In 1747, Coleman joined with other Philadelphia merchants to fit out a privateer, The Warren, to defend the Delaware River and Bay from Spanish and French pirates, who had been carrying off slaves and other property in the bay and river. The Philadelphia Friends Meeting considered this incompatible with the Meeting's pacifist beliefs and read Coleman out of the Meeting. Subsequently, Coleman joined with Franklin to help manage a public lottery held in 1748 to raise funds to cover the costs of building Philadelphia's first military defense, the Association Battery.[1]
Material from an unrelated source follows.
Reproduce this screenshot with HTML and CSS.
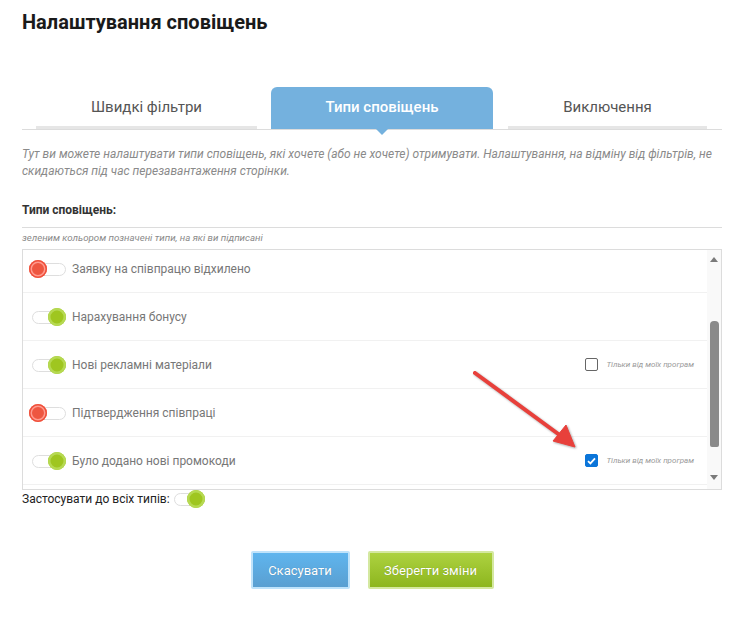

In 1756, William Coleman purchased 12 acres of land along the Schuylkill River, where he built an elegant country home which he named Woodford.[2]

In 1761, Coleman was appointed to serve as one of the Pennsylvania Members of the Commission formed to adjust the disputed boundary between Pennsylvania and Maryland. English surveyors Charles Mason and Jeremiah Dixon were engaged to record the boundary, now known as the Mason-Dixon line, and the Commission certified their map of the boundary line in 1768.

He died in Philadelphia on January 11, 1769.

References

  1. ^ a b Snyder, June; Snyder, Martin (1981). The Story of The Naomi Wood Collection and Woodford Mansion in Philadelphia's Fairmount Park. Wayne, Pennsylvania: Haverford House. p. 29. ISBN 0-910702-06-3.
  2. ^ "Woodford Mansion". www.woodfordmansion.org. Retrieved 2018-03-27.